Une vie de troubadour patachon
Il n’y a d’abord personne derrière le stand pour récolter les quelques euros que les ventes rapporteront. Jusqu’à ce que Lewis débarque lui-même, en sueur, le souffle encore court du concert qu’il vient d’achever et du galop qu’il a effectué pour débouler : artiste aux mille idées mais toujours fauché comme les blés, Jeffrey Lewis a, ce soir-là comme tous les autres (il a planifié et joué plus de 550 concerts en quatre ans), fait honneur à son titre de champion du do it yourself.

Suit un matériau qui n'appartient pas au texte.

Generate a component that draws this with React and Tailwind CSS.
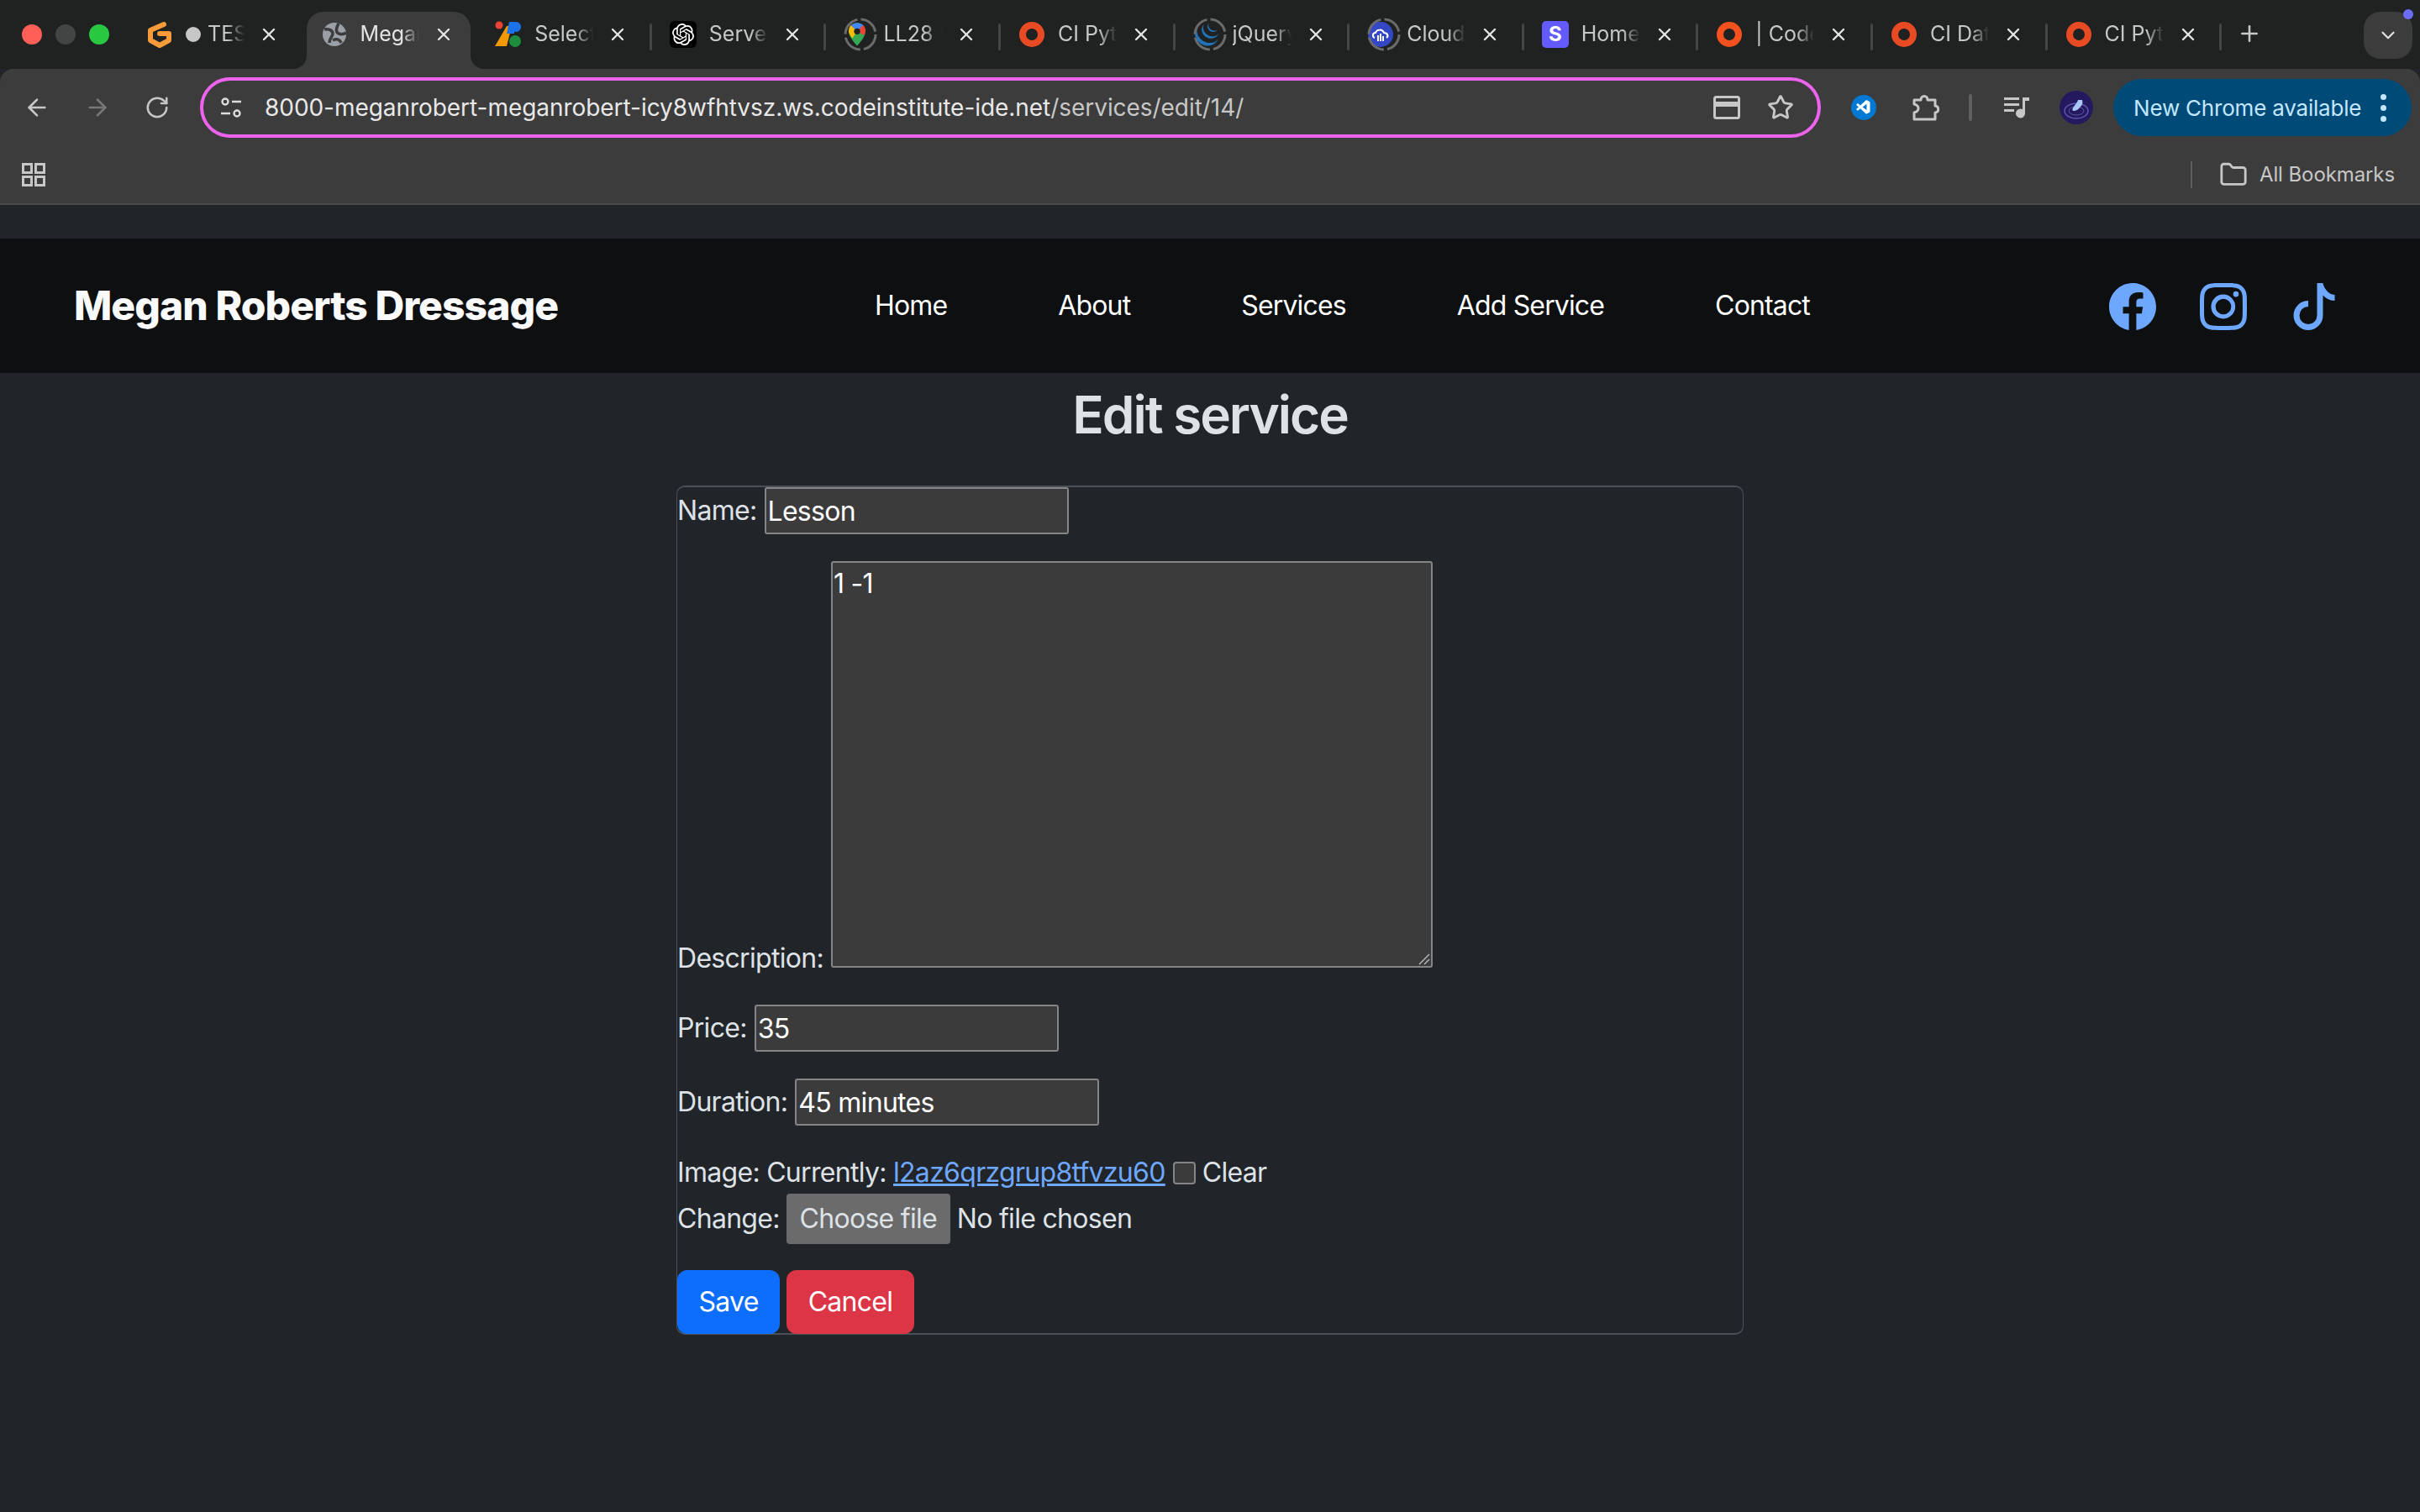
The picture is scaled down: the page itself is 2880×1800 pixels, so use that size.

“Je ne dirais pas non à un peu plus d’argent”, nous explique-t-il lors d’une interview effectuée par Skype le jour de ses 40 ans, très logiquement vêtu d’un T-shirt de Daniel Johnston. “Pas nécessairement pour moi-même, plutôt pour les gens avec qui je travaille. C’est très dur de donner autant de sa personne, de mettre à ce point en péril sa vie personnelle sans avoir une rétribution à la hauteur de ses efforts. Ils transportent leur matériel, ils conduisent le van, ils se tapent des longues distances, ils dorment mal dans des endroits improbables ou chez des inconnus, et ils font tout ça pour jouer des chansons de Jeffrey Lewis. Moi, c’est mon projet, c’est plus facile : j’ai dormi sur le sol hier soir, je vais peut-être faire pareil ce soir, j’adore cette aventure permanente et j’ai la fierté de faire et d’organiser les choses comme je le fais, tout seul, sans aide extérieure.”
Cette vie de troubadour patachon, cette économie de bouts de ficelle, les humiliations quotidiennes de sa condition de “working class musician”, les conflits de tournée, celui que le grand Jarvis Cocker flatte d’un notable “meilleur parolier américain actuel” en a fait une chanson sur son récent Manhattan. Elle se nomme Support Tours, elle est crue, immensément drôle, écrite au scalpel et elle est sans doute l’une des plus parfaites de l’année 2015.
“Tu as déjà vu Karaté Kid ?”, nous répond-il, pince-sans-rire, quand on lui demande de définir un bon songwriting.
“Le maître, M. Miyagi, dit un truc comme ‘Tu expires pour défendre. Tu respires pour attaquer. Homme qui sait expirer et inspirer en même temps : très puissant.’ Le songwriting est un peu comme ça. Si j’arrive à écrire quelque chose qui me fait rire, c’est bien. Si j’arrive à écrire quelque chose qui me fait pleurer, c’est bien. Mais si j’arrive à écrire quelque chose qui me fait rire et pleurer en même temps, alors je sais que j’ai visé juste.”
« Je continue à jouer très régulièrement dans les open mic de New York. Là où tout a commencé »
Support Tours n’est que la plus remarquable chanson d’un album qui, de Scowling Crackhead Ian à Sad Screaming Old Man, de Back to Manhattan à It Only Takes a Moment, vise souvent très, très juste. Et a demandé un grand travail d’orfèvre, d’essais et d’erreurs in vivo, à l’ancienne.
“J’ai écrit quelque chose comme quarante titres pour cet album, qui n’en contient au final que onze. Je continue à jouer très régulièrement dans les open mic de New York, au Sidewalk Cafe par exemple. Là où tout a commencé. J’y retourne à chaque fois que j’ai de nouvelles chansons, c’est un excellent test : il y a toujours beaucoup de monde, mais ce sont des gens qui s’en foutent un peu, ce ne sont pas des fans, ils n’ont pas payé leur place pour te voir. Tu commences un truc et, au beau milieu, tu commences à avoir un peu honte de ce que tu joues, tu te rends compte que ça ne va pas du tout. Ou, à l’inverse, tu joues une chanson et tout le monde se met à tendre l’oreille puis vient te voir pour te demander qui tu es et où on trouve tes albums.”
Rondement produit et varié dans ses formes, folk ou électrique, âpre ou pop, Manhattan est, de bout en bout, un disque passionnant. Mais plus qu’un album, il est une collection géniale de contes abracadabrantesques et d’histoires tragicomiques, de personnages improbables, de réflexions acides et d’intimité crue, racontés avec le talent réjouissant d’un garçon qui ne cessera jamais, trop discrètement peut-être, de nous épater.